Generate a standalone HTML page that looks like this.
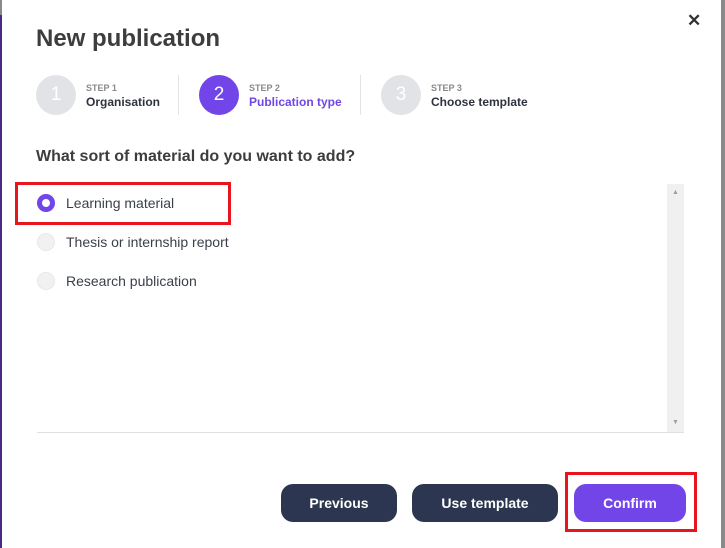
<html><head><style>
body{margin:0;width:725px;height:548px;background:#8a8a8a;position:relative;overflow:hidden;font-family:"Liberation Sans",sans-serif}
.m{position:absolute;left:2px;top:0;width:719px;height:548px;background:#fff}
.edge{position:absolute;left:0;top:15px;width:2px;height:533px;background:#4b2a86}
.a{position:absolute}
h1{position:absolute;left:36px;top:25px;margin:0;font-size:24px;font-weight:bold;color:#3d3d3d}
.c{position:absolute;width:40px;height:40px;border-radius:50%;background:#e2e3e6;color:#fff;font-size:19px;text-align:center;line-height:40px;top:75px}
.s{position:absolute;font-size:9px;font-weight:bold;color:#8a8a8a;top:83px}
.t{position:absolute;font-size:12px;font-weight:bold;color:#2f3340;top:95px}
.sep{position:absolute;top:75px;width:1px;height:40px;background:#e4e4e4}
.r{position:absolute;left:37px;width:18px;height:18px;border-radius:50%;background:#f1f1f2;border:1px solid #e8e8e8;box-sizing:border-box}
.l{position:absolute;left:66px;font-size:14px;color:#3a3f4a}
.b{position:absolute;top:484px;height:38px;border-radius:12px;background:#2d3650;color:#fff;font-weight:bold;font-size:14px;text-align:center;line-height:38px}
</style></head><body>
<div class="m"></div><div class="edge"></div>
<h1>New publication</h1>
<div class="a" style="left:687px;top:11px;font-size:17px;font-weight:bold;color:#333">✕</div>
<div class="c" style="left:36px">1</div><div class="s" style="left:86px">STEP 1</div><div class="t" style="left:86px">Organisation</div>
<div class="sep" style="left:178px"></div>
<div class="c" style="left:199px;background:#7245e8">2</div><div class="s" style="left:249px">STEP 2</div><div class="t" style="left:249px;color:#7245e8">Publication type</div>
<div class="sep" style="left:360px"></div>
<div class="c" style="left:381px">3</div><div class="s" style="left:431px">STEP 3</div><div class="t" style="left:431px">Choose template</div>
<div class="a" style="left:36px;top:148px;font-size:16px;font-weight:bold;color:#3d3d3d">What sort of material do you want to add?</div>
<div class="a" style="left:667px;top:184px;width:17px;height:248px;background:#f0f0f0"></div>
<div class="a" style="left:672px;top:189px;font-size:7px;color:#a0a0a0">▲</div>
<div class="a" style="left:672px;top:419px;font-size:7px;color:#a0a0a0">▼</div>
<div class="a" style="left:37px;top:432px;width:647px;height:1px;background:#e0e0e0"></div>
<div class="r" style="top:194px;border:5px solid #7245e8;background:#fff"></div><div class="l" style="top:195px">Learning material</div>
<div class="r" style="top:233px"></div><div class="l" style="top:234px">Thesis or internship report</div>
<div class="r" style="top:272px"></div><div class="l" style="top:273px">Research publication</div>
<div class="a" style="left:15px;top:182px;width:210px;height:37px;border:3px solid #e8141e"></div>
<div class="b" style="left:281px;width:116px">Previous</div>
<div class="b" style="left:412px;width:146px">Use template</div>
<div class="b" style="left:574px;width:112px;background:#7245e8">Confirm</div>
<div class="a" style="left:565px;top:472px;width:126px;height:54px;border:3px solid #e8141e"></div>
</body></html>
•••••
*Exercise details*
Write the listing out a second time exactly, dropping all images.

*Exercise result*
Generate a standalone HTML page that looks like this.
<html><head><style>
body{margin:0;width:725px;height:548px;background:#8a8a8a;position:relative;overflow:hidden;font-family:"Liberation Sans",sans-serif}
.m{position:absolute;left:2px;top:0;width:719px;height:548px;background:#fff}
.edge{position:absolute;left:0;top:15px;width:2px;height:533px;background:#4b2a86}
.a{position:absolute}
h1{position:absolute;left:36px;top:25px;margin:0;font-size:24px;font-weight:bold;color:#3d3d3d}
.c{position:absolute;width:40px;height:40px;border-radius:50%;background:#e2e3e6;color:#fff;font-size:19px;text-align:center;line-height:40px;top:75px}
.s{position:absolute;font-size:9px;font-weight:bold;color:#8a8a8a;top:83px}
.t{position:absolute;font-size:12px;font-weight:bold;color:#2f3340;top:95px}
.sep{position:absolute;top:75px;width:1px;height:40px;background:#e4e4e4}
.r{position:absolute;left:37px;width:18px;height:18px;border-radius:50%;background:#f1f1f2;border:1px solid #e8e8e8;box-sizing:border-box}
.l{position:absolute;left:66px;font-size:14px;color:#3a3f4a}
.b{position:absolute;top:484px;height:38px;border-radius:12px;background:#2d3650;color:#fff;font-weight:bold;font-size:14px;text-align:center;line-height:38px}
</style></head><body>
<div class="m"></div><div class="edge"></div>
<h1>New publication</h1>
<div class="a" style="left:687px;top:11px;font-size:17px;font-weight:bold;color:#333">✕</div>
<div class="c" style="left:36px">1</div><div class="s" style="left:86px">STEP 1</div><div class="t" style="left:86px">Organisation</div>
<div class="sep" style="left:178px"></div>
<div class="c" style="left:199px;background:#7245e8">2</div><div class="s" style="left:249px">STEP 2</div><div class="t" style="left:249px;color:#7245e8">Publication type</div>
<div class="sep" style="left:360px"></div>
<div class="c" style="left:381px">3</div><div class="s" style="left:431px">STEP 3</div><div class="t" style="left:431px">Choose template</div>
<div class="a" style="left:36px;top:148px;font-size:16px;font-weight:bold;color:#3d3d3d">What sort of material do you want to add?</div>
<div class="a" style="left:667px;top:184px;width:17px;height:248px;background:#f0f0f0"></div>
<div class="a" style="left:672px;top:189px;font-size:7px;color:#a0a0a0">▲</div>
<div class="a" style="left:672px;top:419px;font-size:7px;color:#a0a0a0">▼</div>
<div class="a" style="left:37px;top:432px;width:647px;height:1px;background:#e0e0e0"></div>
<div class="r" style="top:194px;border:5px solid #7245e8;background:#fff"></div><div class="l" style="top:195px">Learning material</div>
<div class="r" style="top:233px"></div><div class="l" style="top:234px">Thesis or internship report</div>
<div class="r" style="top:272px"></div><div class="l" style="top:273px">Research publication</div>
<div class="a" style="left:15px;top:182px;width:210px;height:37px;border:3px solid #e8141e"></div>
<div class="b" style="left:281px;width:116px">Previous</div>
<div class="b" style="left:412px;width:146px">Use template</div>
<div class="b" style="left:574px;width:112px;background:#7245e8">Confirm</div>
<div class="a" style="left:565px;top:472px;width:126px;height:54px;border:3px solid #e8141e"></div>
</body></html>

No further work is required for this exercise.